В 1914 году Кафка создает первый набросок для будущего романа: начальник изгоняет коммерческого служащего с работы за кражу пятифлоринового билета из кассы, служащий виновен, но отрицает свою причастность к краже. Набросок впоследствии будет отвергнут и полностью переработан: главный герой должен быть «дьявольским во всей невиновности». Работал он над рукописью с августа по декабрь 1914 года. Но издан роман «Процесс» только после смерти писателя – в 1925 году. Как мы знаем, и эпохальный успех к нему пришёл после его «ухода».
Набоков свой роман писал в 1934 году, во время работы над «Жизнью Чернышевского» и «Даром». И раскладывал сообразно замыслу, накопленный материал – по трем ларчикам-романам, не прерывая работы ни над одним из своих детищ. «Приглашение на казнь» опубликовано в 1938 году.
Казалось бы, даты что-то там подсказывают. Но нет, Набоков не знает же немецкого языка. Перевод на английский романа Кафки появился только в 1937 году, а «Приглашение на казнь» опубликовано годом позднее. Таким образом, прямой литературной преемственности здесь нет. Связь между романами можно признать типологической, ставящей экзистенциальные проблемы. Но нельзя отрицать однозначного факта, что Владимир Набоков всё же являлся большим поклонником Франца Кафки. Он завидовал его умению выстраивать абсурдистский сюжет с абсурдными персонажами, излагая историю на простом «неизворотливом языке». Более того, он видел в нём соперника.
Ведь по сравнению с гравюрными, черно-белыми рисунками Франца Кафки, произведения Набокова – полотна, написанные художником-пуантилистом, где раскидана цветовая сетка точек и пятен языковых находок, метафор, сопоставлений. Что останется от шедевров Набокова, убери в них всю пестроту и изобретательность? Очевидно, что осталось бы немногое – холст, загрунтованный событием. И наоборот, если представить себе произведение Кафки, изукрашенное радужными бантами, ленточками и кружевами языка, получился бы какой-нибудь Людовик ХIII или Людовик ХVI с Марией-Антуанеттой. Однако идея королевской власти, идея власти литературы, безусловно, исчезла бы.

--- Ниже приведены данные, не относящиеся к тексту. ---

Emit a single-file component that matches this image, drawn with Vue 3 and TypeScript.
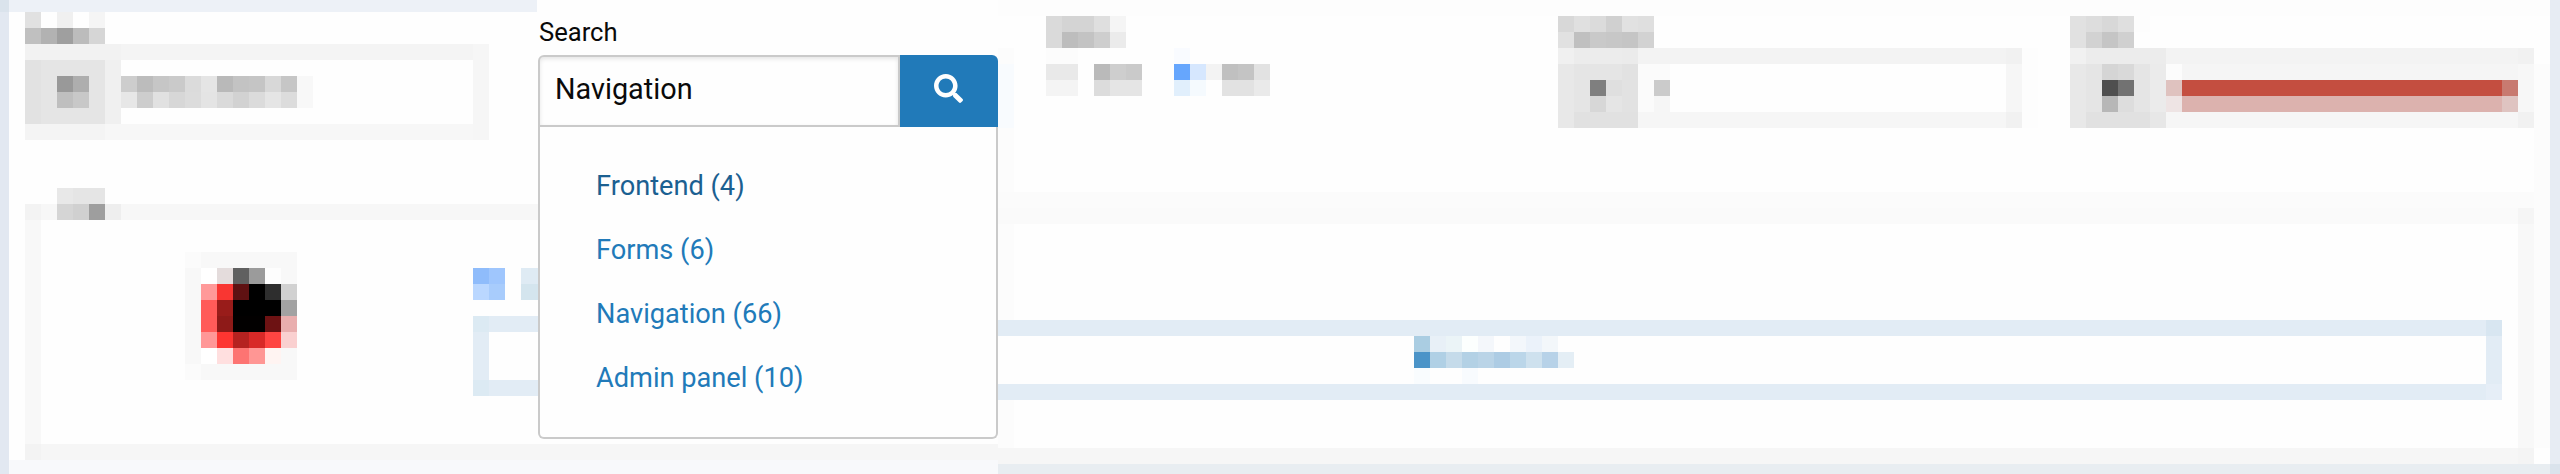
<script setup lang="ts">
import { ref } from 'vue'

// x, y, width, height (in 16px cells) and fill
type Cell = [number, number, number, number, string]

const left: Cell[] = [
  [-1, -1, 34, 1, '#edf1f7'], [-1, 0, 1, 29, '#e2e8f1'], [-1, -1, 1, 1, '#dae3ec'],
  [1, 0, 1, 1, '#e1e1e1'], [3, 0, 1, 1, '#f0f0f0'], [5, 0, 1, 1, '#f5f5f5'],
  [1, 1, 1, 1, '#c0c0c0'], [2, 1, 1, 1, '#b2b2b2'], [3, 1, 1, 1, '#9f9f9f'], [4, 1, 1, 1, '#bcbcbc'], [5, 1, 1, 1, '#d6d6d6'],
  [1, 2, 6, 1, '#f2f2f2'], [7, 2, 22, 1, '#f4f4f4'], [29, 2, 1, 6, '#f6f6f6'],
  [1, 3, 5, 4, '#e5e5e5'], [1, 3, 1, 4, '#e2e2e2'], [6, 3, 1, 4, '#f0f0f0'],
  [3, 4, 1, 1, '#999999'], [4, 4, 1, 1, '#aeaeae'], [3, 5, 1, 1, '#bfbfbf'], [4, 5, 1, 1, '#c8c8c8'],
  [1, 7, 5, 1, '#f4f4f4'], [6, 7, 23, 1, '#f7f7f7'],
  [7, 4, 1, 1, '#cdcdcd'], [8, 4, 1, 1, '#bcbcbc'], [9, 4, 1, 1, '#c6c6c6'], [10, 4, 1, 1, '#cacaca'], [11, 4, 1, 1, '#dbdbdb'], [12, 4, 1, 1, '#e5e5e5'],
  [13, 4, 1, 1, '#b9b9b9'], [14, 4, 1, 1, '#c3c3c3'], [15, 4, 1, 1, '#c5c5c5'], [16, 4, 1, 1, '#d8d8d8'], [17, 4, 1, 1, '#c6c6c6'], [18, 4, 1, 2, '#f8f8f8'],
  [7, 5, 1, 1, '#e7e7e7'], [8, 5, 1, 1, '#cdcdcd'], [9, 5, 1, 1, '#e1e1e1'], [10, 5, 1, 1, '#d7d7d7'], [11, 5, 1, 1, '#dcdcdc'], [12, 5, 1, 1, '#e4e4e4'],
  [13, 5, 1, 1, '#dadada'], [14, 5, 1, 1, '#d2d2d2'], [15, 5, 1, 1, '#dbdbdb'], [16, 5, 1, 1, '#e5e5e5'], [17, 5, 1, 1, '#dcdcdc'],
  [1, 12, 33, 1, '#f7f7f7'], [1, 12, 1, 1, '#f3f3f3'], [1, 13, 1, 14, '#f8f8f8'],
  [3, 11, 1, 1, '#e8e8e8'], [4, 11, 2, 1, '#e5e5e5'], [3, 12, 1, 1, '#d5d5d5'], [4, 12, 1, 1, '#d0d0d0'], [5, 12, 1, 1, '#9e9e9e'], [6, 12, 1, 1, '#eeeeee'],
  [11, 15, 7, 8, '#f8f8f8'], [11, 15, 1, 1, '#fbfbfb'], [11, 22, 1, 1, '#fbfbfb'],
  [12, 16, 1, 1, '#ffffff'], [13, 16, 1, 1, '#e4dcdc'], [14, 16, 1, 1, '#606060'], [15, 16, 1, 1, '#9b9b9b'], [16, 16, 1, 1, '#fdfdfd'],
  [12, 17, 1, 1, '#ff9999'], [13, 17, 1, 1, '#f93632'], [14, 17, 1, 1, '#5f1112'], [15, 17, 1, 1, '#000000'], [16, 17, 1, 1, '#2e2e2e'], [17, 17, 1, 1, '#d1d1d1'],
  [12, 18, 1, 2, '#ff5b59'], [13, 18, 1, 1, '#991c1a'], [14, 18, 3, 1, '#000000'], [17, 18, 1, 1, '#a2a2a2'],
  [13, 19, 1, 1, '#8e1a18'], [14, 19, 2, 1, '#020000'], [16, 19, 1, 1, '#6d1213'], [17, 19, 1, 1, '#e9aeae'],
  [12, 20, 1, 1, '#ff9797'], [13, 20, 1, 1, '#fd3531'], [14, 20, 1, 1, '#b52220'], [15, 20, 1, 1, '#d82927'], [16, 20, 1, 1, '#ff4542'], [17, 20, 1, 1, '#fad0d0'],
  [12, 21, 1, 1, '#ffffff'], [13, 21, 1, 1, '#ffdfdf'], [14, 21, 1, 1, '#fd7472'], [15, 21, 1, 1, '#ff9694'], [16, 21, 1, 1, '#fff4f2'],
  [29, 16, 1, 1, '#8fbcfb'], [30, 16, 1, 1, '#9fc6fd'], [29, 17, 1, 1, '#bad7ff'], [30, 17, 1, 1, '#a8ccfc'],
  [32, 16, 2, 1, '#dfebf4'], [32, 17, 2, 1, '#d4e5ee'],
  [29, 19, 5, 5, '#e2ecf5'], [29, 19, 1, 1, '#dceaf3'], [29, 23, 1, 1, '#dceaf3'], [30, 20, 4, 3, '#fefefe'],
  [1, 27, 33, 1, '#f6f6f6'], [1, 27, 1, 1, '#f3f3f3'], [0, 28, 34, 1, '#f8f9fb'],
]

const right: Cell[] = [
  [0, 0, 97, 1, '#fdfdfd'], [0, 3, 1, 25, '#fcfcfc'], [0, 4, 1, 4, '#f8fbfe'],
  [3, 1, 1, 2, '#dadada'], [4, 1, 2, 1, '#d4d4d4'], [6, 1, 1, 1, '#dfdfdf'], [7, 1, 1, 1, '#f5f5f5'],
  [4, 2, 1, 1, '#bdbdbd'], [5, 2, 1, 1, '#c3c3c3'], [6, 2, 1, 1, '#cecece'], [7, 2, 1, 1, '#ebebeb'],
  [3, 3, 2, 1, '#fcfcfc'], [3, 4, 2, 1, '#e9e9e9'], [3, 5, 2, 1, '#f4f4f4'],
  [6, 4, 1, 1, '#bababa'], [7, 4, 1, 1, '#cecece'], [8, 4, 1, 1, '#cacaca'], [6, 5, 1, 1, '#dcdcdc'], [7, 5, 2, 1, '#e5e5e5'],
  [11, 3, 1, 1, '#f9fbff'], [11, 4, 1, 1, '#66a6fd'], [12, 4, 1, 1, '#d6e7fe'], [13, 4, 1, 1, '#f3f3f3'], [11, 5, 1, 1, '#e1effc'], [12, 5, 1, 1, '#f5fafe'],
  [14, 4, 1, 1, '#c0c0c0'], [15, 4, 1, 1, '#c4c4c4'], [16, 4, 1, 1, '#e2e2e2'], [14, 5, 2, 1, '#e2e2e2'], [16, 5, 1, 1, '#eaeaea'],

  [35, 1, 1, 1, '#d8d8d8'], [36, 1, 1, 1, '#e0e0e0'], [37, 1, 1, 1, '#dbdbdb'], [38, 1, 1, 1, '#d0d0d0'], [39, 1, 1, 1, '#e1e1e1'], [40, 1, 1, 1, '#dfdfdf'],
  [35, 2, 1, 1, '#e1e1e1'], [36, 2, 1, 1, '#c0c0c0'], [37, 2, 1, 1, '#c9c9c9'], [38, 2, 1, 1, '#c7c7c7'], [39, 2, 1, 1, '#c5c5c5'], [40, 2, 1, 1, '#d2d2d2'],
  [35, 3, 1, 1, '#f0f0f0'], [36, 3, 3, 1, '#ececec'], [39, 3, 1, 1, '#ebebeb'], [40, 3, 23, 1, '#f3f3f3'], [63, 3, 1, 1, '#f1f1f1'], [64, 3, 1, 5, '#fdfdfd'],
  [35, 4, 1, 4, '#e8e8e8'], [36, 4, 3, 3, '#e5e5e5'], [39, 4, 1, 3, '#e2e2e2'], [36, 7, 4, 1, '#e1e1e1'],
  [37, 5, 1, 1, '#7f7f7f'], [38, 5, 1, 1, '#dfdfdf'], [37, 6, 1, 1, '#d7d7d7'], [40, 4, 2, 3, '#fbfbfb'], [41, 5, 1, 1, '#cbcbcb'], [41, 6, 1, 1, '#f6f6f6'],
  [40, 7, 23, 1, '#f6f6f6'], [63, 4, 1, 3, '#f6f6f6'], [63, 7, 1, 1, '#f1f1f1'],

  [67, 1, 1, 2, '#e1e1e1'], [68, 1, 1, 1, '#dddddd'], [69, 1, 1, 1, '#d8d8d8'], [70, 1, 1, 1, '#dfdfdf'], [71, 1, 1, 1, '#fdfdfd'],
  [68, 2, 1, 1, '#d2d2d2'], [69, 2, 1, 1, '#c5c5c5'], [70, 2, 1, 1, '#d0d0d0'],
  [67, 3, 1, 1, '#f1f1f1'], [68, 3, 5, 1, '#ececec'], [73, 3, 22, 1, '#f3f3f3'], [95, 3, 1, 1, '#f1f1f1'],
  [67, 4, 1, 4, '#e8e8e8'], [68, 4, 4, 3, '#e5e5e5'], [72, 4, 1, 3, '#ebebeb'], [68, 7, 4, 1, '#e1e1e1'], [72, 7, 1, 1, '#e7e7e7'],
  [69, 4, 1, 1, '#d5d5d5'], [70, 4, 1, 1, '#d9d9d9'], [69, 5, 1, 1, '#4f4f4f'], [70, 5, 1, 1, '#727272'], [69, 6, 1, 1, '#b7b7b7'], [70, 6, 1, 1, '#dddddd'],
  [73, 4, 1, 1, '#fcfcfc'], [74, 4, 21, 1, '#f5f5f5'], [95, 4, 1, 3, '#f7f7f7'], [96, 4, 1, 24, '#fcfcfc'],
  [73, 5, 1, 1, '#dfc2bf'], [74, 5, 20, 1, '#c44e40'], [94, 5, 1, 1, '#c87a70'],
  [73, 6, 1, 1, '#eee4e4'], [74, 6, 20, 1, '#dcb2ae'], [94, 6, 1, 1, '#dfc4c1'],
  [73, 7, 22, 1, '#f6f6f6'], [95, 7, 1, 1, '#f1f1f1'],

  [0, 12, 96, 1, '#fbfbfb'], [0, 13, 96, 1, '#fafafa'], [95, 13, 1, 1, '#f5f5f5'], [95, 14, 1, 14, '#f8f8f8'],
  [0, 20, 94, 5, '#e2ecf5'], [0, 21, 93, 3, '#fefefe'], [93, 20, 1, 1, '#d8e6f1'], [93, 24, 1, 1, '#e6eef7'],
  [26, 21, 1, 1, '#aacde2'], [27, 21, 1, 1, '#e8f0f7'], [28, 21, 1, 1, '#ebf4f7'], [29, 21, 1, 1, '#fcfffe'], [30, 21, 1, 1, '#f4f7fb'], [32, 21, 1, 1, '#f3f7fb'], [33, 21, 1, 1, '#ebf2fa'], [34, 21, 1, 1, '#f3f7fa'],
  [26, 22, 1, 1, '#4b94c8'], [27, 22, 1, 1, '#b0d0e5'], [28, 22, 1, 1, '#c5dbea'], [29, 22, 1, 1, '#b3d1e5'], [30, 22, 1, 1, '#bad4e7'], [31, 22, 1, 1, '#adcce4'], [32, 22, 1, 1, '#bbd6e9'], [33, 22, 1, 1, '#cee1ee'], [34, 22, 1, 1, '#b7d2e8'], [35, 22, 1, 1, '#e4eef5'],
  [26, 23, 1, 1, '#f9fcfe'], [29, 23, 1, 1, '#f8fbfe'],
  [0, 28, 96, 1, '#f6f6f6'], [95, 28, 1, 1, '#f4f4f4'], [0, 29, 97, 1, '#e8edf1'], [97, 0, 1, 30, '#e7ecf3'], [97, 29, 1, 1, '#dae3ec'],
]

const query = ref('Navigation')
const results = [
  { name: 'Frontend', count: 4 },
  { name: 'Forms', count: 6 },
  { name: 'Navigation', count: 66 },
  { name: 'Admin panel', count: 10 },
]
</script>

<template>
  <main class="page">
    <svg class="mosaic" width="538" height="474" viewBox="0 0 538 474" aria-hidden="true">
      <rect v-for="(c, i) in left" :key="i" :x="9 + c[0] * 16" :y="12 + c[1] * 16" :width="c[2] * 16" :height="c[3] * 16" :fill="c[4]" />
    </svg>

    <section class="search">
      <label class="label" for="query">Search</label>
      <div class="bar">
        <input id="query" v-model="query" class="field" type="text" />
        <button class="go" type="button" aria-label="Search">
          <svg width="29" height="29" viewBox="0 0 512 512" fill="#fefefe">
            <path d="M505 442.7L405.3 343c-4.5-4.5-10.6-7-17-7H372c27.6-35.3 44-79.7 44-128C416 93.1 322.9 0 208 0S0 93.1 0 208s93.1 208 208 208c48.3 0 92.7-16.4 128-44v16.3c0 6.4 2.5 12.5 7 17l99.7 99.7c9.4 9.4 24.6 9.4 33.9 0l28.3-28.3c9.4-9.4 9.4-24.6.1-34zM208 336c-70.7 0-128-57.2-128-128 0-70.7 57.2-128 128-128 70.7 0 128 57.2 128 128 0 70.7-57.2 128-128 128z" />
          </svg>
        </button>
      </div>
      <ul class="results">
        <li v-for="(r, i) in results" :key="r.name">
          <a class="link" :class="{ active: i === 0 }">{{ r.name }} ({{ r.count }})</a>
        </li>
      </ul>
      <div class="edge"></div>
      <div class="ground"></div>
    </section>

    <svg class="mosaic" width="1562" height="474" viewBox="0 0 1562 474" aria-hidden="true">
      <rect v-for="(c, i) in right" :key="i" :x="c[0] * 16" :y="c[1] * 16" :width="c[2] * 16" :height="c[3] * 16" :fill="c[4]" />
    </svg>
  </main>
</template>

<style scoped>
.page {
  display: grid;
  grid-template-columns: 538px 460px 1562px;
  width: 2560px;
  height: 474px;
  overflow: hidden;
  background: #fefefe;
  font-family: Roboto, "Liberation Sans", sans-serif;
}

.mosaic {
  display: block;
  shape-rendering: crispEdges;
}

.search {
  display: flex;
  flex-direction: column;
  height: 474px;
}

.label {
  box-sizing: border-box;
  height: 55px;
  padding: 9px 0 0 1px;
  font-size: 25.6px;
  line-height: 46px;
  color: #0a0a0a;
}

.bar {
  display: flex;
  height: 72px;
}

.field {
  box-sizing: border-box;
  width: 362px;
  height: 72px;
  margin: 0;
  padding: 0 15px 4px;
  border: 2px solid #cacaca;
  border-radius: 6px 0 0 0;
  outline: none;
  background: #fefefe;
  box-shadow: inset 0 2px 4px rgba(10, 10, 10, 0.1);
  font-family: inherit;
  font-size: 28.8px;
  color: #0a0a0a;
}

.go {
  display: flex;
  align-items: center;
  justify-content: center;
  width: 98px;
  height: 72px;
  margin: 0;
  padding: 0 2px 6px 0;
  border: 0;
  border-radius: 0 6px 0 0;
  background: #217ab9;
}

.results {
  box-sizing: border-box;
  height: 312px;
  margin: 0;
  padding: 27px 0 0 56px;
  border: 2px solid #cacaca;
  border-top: 0;
  border-radius: 0 0 6px 6px;
  background: #fefefe;
  list-style: none;
}

.results li {
  height: 64px;
}

.link {
  font-size: 27.2px;
  line-height: 64px;
  color: #217ab9;
}

.link.active {
  color: #1b6091;
}

.edge {
  height: 16px;
  margin-top: 5px;
  background: #f6f6f6;
}

.ground {
  height: 14px;
  background: #f8f9fb;
}
</style>

<style>
body {
  margin: 0;
}
</style>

Определённо, Набоков завидовал, а значит, он никак не мог что-то для себя не взять, не выкрасть у Франца Кафки. И кто знает, а вдруг он с писателем из Праги познакомился намного раньше. История ещё и не такие тайны-пятна скрывала. И потом, разве великому писателю придёт в голову шальная мысль признаваться всему миру, что одно всё-таки свое произведение (в нашем случае «Приглашение на казнь») он писал, идя по «извилистой улочке» еврейского писателя из Праги.